**DATA EXTRACT:**
◇ ◇ ◇ ◇

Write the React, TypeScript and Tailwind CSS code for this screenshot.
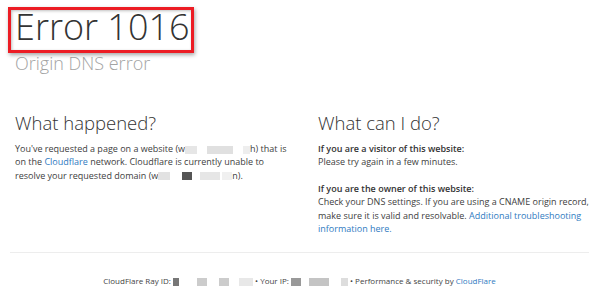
const font = { fontFamily: '"Open Sans", "Liberation Sans", sans-serif' };

function Blur({ parts }: { parts: [number, string][] }) {
  return (
    <span className="inline-flex items-center gap-[2px] align-middle blur-[0.6px]">
      {parts.map(([w, c], i) => (
        <span key={i} className="inline-block h-[8px]" style={{ width: w, background: c }} />
      ))}
    </span>
  );
}

export default function App() {
  return (
    <div className="w-[599px] h-[304px] bg-white text-[#404040] overflow-hidden" style={font}>
      <header className="relative pl-[15px] pt-[7px]">
        <h1 className="text-[36px] leading-[40px] font-light text-[#333]">Error 1016</h1>
        <h2 className="mt-[4px] text-[18px] leading-[24px] font-light text-[#a3a3a3]">Origin DNS error</h2>
        <span className="absolute left-[8px] top-[7px] w-[186px] h-[46px] border-[3px] border-[#ec1c24] shadow-[1px_2px_4px_rgba(0,0,0,0.35),inset_1px_1px_3px_rgba(0,0,0,0.25)]" />
      </header>

      <section className="flex pl-[15px] mt-[34px]">
        <div className="w-[280px] shrink-0">
          <h3 className="text-[18.5px] leading-[28px] font-light text-[#333]">What happened?</h3>
          <p className="mt-[5px] text-[9px] leading-[13.4px]">
            You've requested a page on a website (w<Blur parts={[[12, '#e6e6e6'], [6, '#fff'], [26, '#e0e0e0'], [6, '#fff'], [7, '#eee']]} />h) that is on
            the <span className="text-[#2f7bbf]">Cloudflare</span> network. Cloudflare is currently unable to resolve your
            requested domain (w<Blur parts={[[12, '#e2e2e2'], [8, '#fff'], [10, '#555'], [4, '#fff'], [20, '#e6e6e6'], [10, '#f0f0f0']]} />n).
          </p>
        </div>
        <div className="ml-[23px] w-[275px] shrink-0">
          <h3 className="text-[18.5px] leading-[28px] font-light text-[#333]">What can I do?</h3>
          <div className="mt-[5px] text-[9px] leading-[13.4px]">
            <p className="font-semibold text-[#333]">If you are a visitor of this website:</p>
            <p>Please try again in a few minutes.</p>
            <p className="mt-[13px] font-semibold text-[#333]">If you are the owner of this website:</p>
            <p>
              Check your DNS settings. If you are using a CNAME origin record, make sure it is valid and resolvable.{' '}
              <span className="text-[#2f7bbf]">Additional troubleshooting information here.</span>
            </p>
          </div>
        </div>
      </section>

      <div className="mx-[10px] mt-[17px] border-t border-[#ededed]" />

      <footer className="mt-[22px] text-center text-[8px] leading-[12px] text-[#444]">
        CloudFlare Ray ID: <Blur parts={[[6, '#777'], [14, '#fff'], [10, '#ccc'], [8, '#fff'], [10, '#ccc'], [6, '#fff'], [14, '#e8e8e8']]} /> •
        Your IP: <Blur parts={[[10, '#999'], [4, '#fff'], [20, '#c4c4c4'], [8, '#fff'], [7, '#ddd']]} /> • Performance &amp; security
        by <span className="text-[#2f7bbf]">CloudFlare</span>
      </footer>
    </div>
  );
}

◇ ◇ ◇ ◇

**WHAT TO WORK ON:**
In your copy of the listing above, reproduce each line exactly and omit all pictures.

**OUTPUT BELOW:**
Write the React, TypeScript and Tailwind CSS code for this screenshot.
const font = { fontFamily: '"Open Sans", "Liberation Sans", sans-serif' };

function Blur({ parts }: { parts: [number, string][] }) {
  return (
    <span className="inline-flex items-center gap-[2px] align-middle blur-[0.6px]">
      {parts.map(([w, c], i) => (
        <span key={i} className="inline-block h-[8px]" style={{ width: w, background: c }} />
      ))}
    </span>
  );
}

export default function App() {
  return (
    <div className="w-[599px] h-[304px] bg-white text-[#404040] overflow-hidden" style={font}>
      <header className="relative pl-[15px] pt-[7px]">
        <h1 className="text-[36px] leading-[40px] font-light text-[#333]">Error 1016</h1>
        <h2 className="mt-[4px] text-[18px] leading-[24px] font-light text-[#a3a3a3]">Origin DNS error</h2>
        <span className="absolute left-[8px] top-[7px] w-[186px] h-[46px] border-[3px] border-[#ec1c24] shadow-[1px_2px_4px_rgba(0,0,0,0.35),inset_1px_1px_3px_rgba(0,0,0,0.25)]" />
      </header>

      <section className="flex pl-[15px] mt-[34px]">
        <div className="w-[280px] shrink-0">
          <h3 className="text-[18.5px] leading-[28px] font-light text-[#333]">What happened?</h3>
          <p className="mt-[5px] text-[9px] leading-[13.4px]">
            You've requested a page on a website (w<Blur parts={[[12, '#e6e6e6'], [6, '#fff'], [26, '#e0e0e0'], [6, '#fff'], [7, '#eee']]} />h) that is on
            the <span className="text-[#2f7bbf]">Cloudflare</span> network. Cloudflare is currently unable to resolve your
            requested domain (w<Blur parts={[[12, '#e2e2e2'], [8, '#fff'], [10, '#555'], [4, '#fff'], [20, '#e6e6e6'], [10, '#f0f0f0']]} />n).
          </p>
        </div>
        <div className="ml-[23px] w-[275px] shrink-0">
          <h3 className="text-[18.5px] leading-[28px] font-light text-[#333]">What can I do?</h3>
          <div className="mt-[5px] text-[9px] leading-[13.4px]">
            <p className="font-semibold text-[#333]">If you are a visitor of this website:</p>
            <p>Please try again in a few minutes.</p>
            <p className="mt-[13px] font-semibold text-[#333]">If you are the owner of this website:</p>
            <p>
              Check your DNS settings. If you are using a CNAME origin record, make sure it is valid and resolvable.{' '}
              <span className="text-[#2f7bbf]">Additional troubleshooting information here.</span>
            </p>
          </div>
        </div>
      </section>

      <div className="mx-[10px] mt-[17px] border-t border-[#ededed]" />

      <footer className="mt-[22px] text-center text-[8px] leading-[12px] text-[#444]">
        CloudFlare Ray ID: <Blur parts={[[6, '#777'], [14, '#fff'], [10, '#ccc'], [8, '#fff'], [10, '#ccc'], [6, '#fff'], [14, '#e8e8e8']]} /> •
        Your IP: <Blur parts={[[10, '#999'], [4, '#fff'], [20, '#c4c4c4'], [8, '#fff'], [7, '#ddd']]} /> • Performance &amp; security
        by <span className="text-[#2f7bbf]">CloudFlare</span>
      </footer>
    </div>
  );
}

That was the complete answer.